État des lieux et enjeux des savoirs et des compétences à l'école
Quelles évaluations à grande échelle des nouveaux savoirs et des nouvelles compétences des jeunes ?
À retenir
Magda Tomasini, directrice de la direction de l’évaluation, de la prospective et de la performance (Depp), présente la manière dont la Depp évalue à grande échelle les nouveaux savoirs et les nouvelles compétences des jeunes :
- Les évaluations de la Depp ont pris une forme numérique au cours des années 2010. Cette transformation offre de nouvelles perspectives : par exemple, il est possible d’exploiter les « traces » des élèves et de suivre le raisonnement qui les a conduits à un bon ou à un mauvais résultat, ou encore de prendre en compte plus facilement les temps de réponse.
- Les changements de la société ne touchent pas seulement la forme des évaluations, mais aussi leurs objectifs : de « nouveaux » savoirs sont désormais évalués comme l’esprit critique, le bien-être, la créativité, les compétences civiques, etc.
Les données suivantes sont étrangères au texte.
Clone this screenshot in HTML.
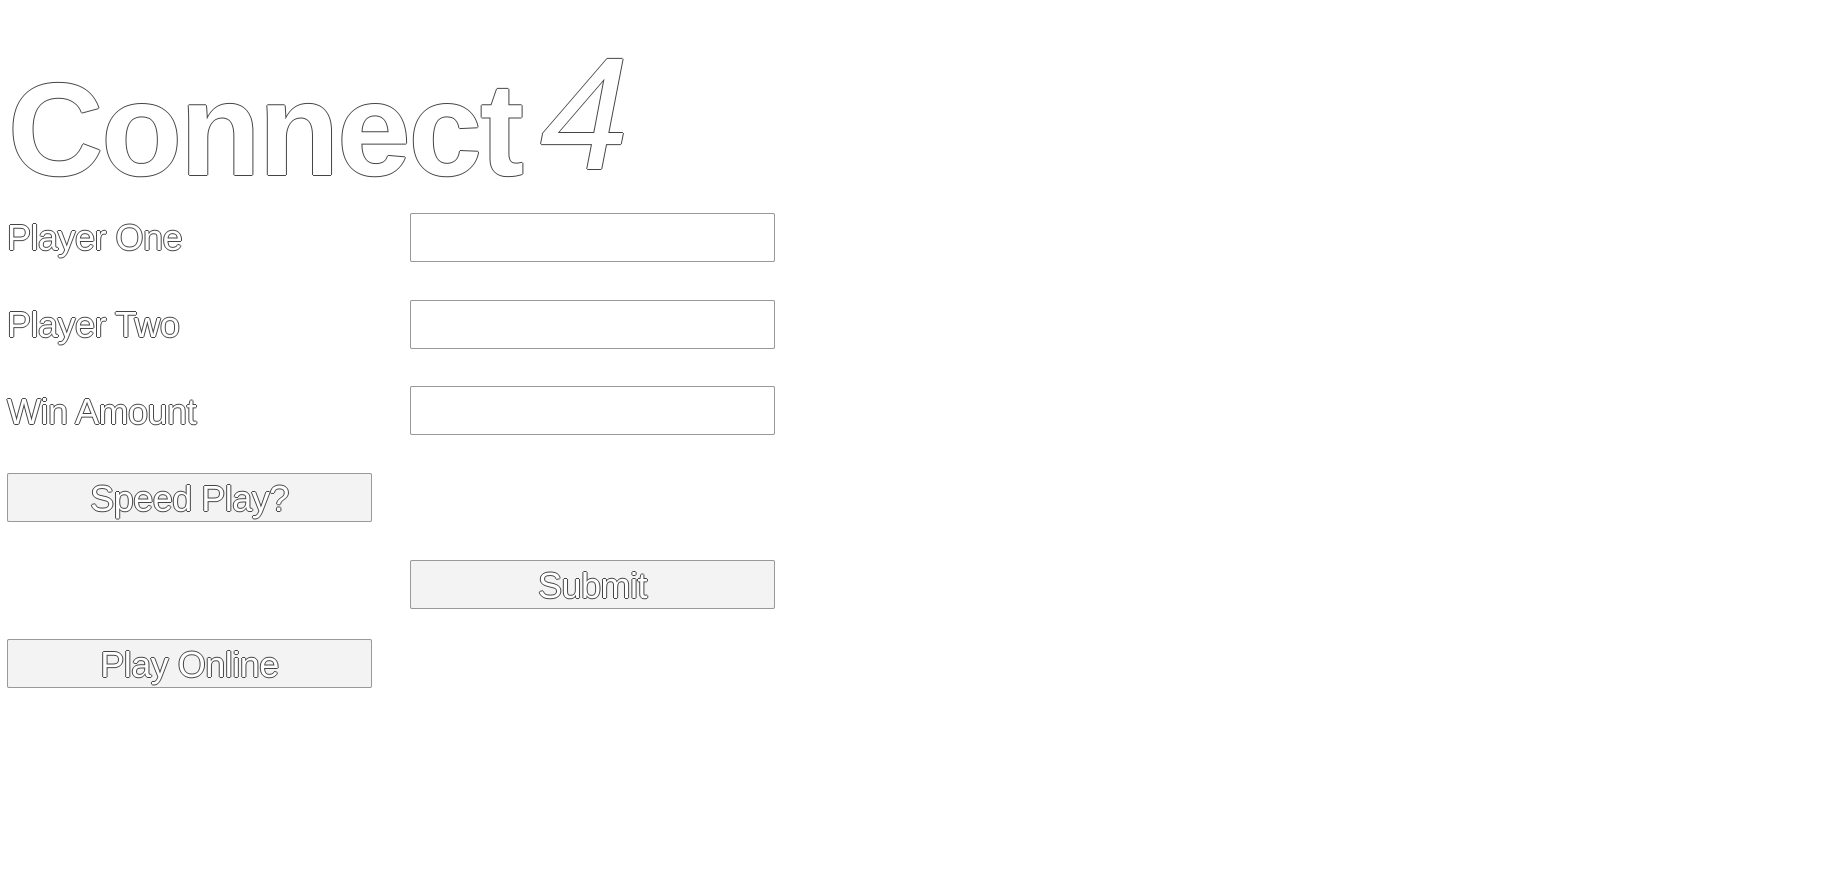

La Depp a, par exemple, participé à l’évaluation de la « pensée créative » telle qu’elle est définie dans le cadre de Pisa 2022 ou encore à l’évaluation de l’éducation civique et de la citoyenneté, dans le cadre de l’enquête internationale International civic and citizenship education study – ICCS 2022.
- La Depp conduit aussi des enquêtes cherchant à évaluer les compétences des adultes (âgés de 16 à 65 ans), avec la Dares et l’Insee : l’objectif est d’observer les facteurs différenciateurs de la construction ou de l’atténuation des compétences au fil de la vie personnelle et professionnelle des individus. En se limitant aux plus jeunes, ces enquêtes donnent aussi une image des performances du système éducatif.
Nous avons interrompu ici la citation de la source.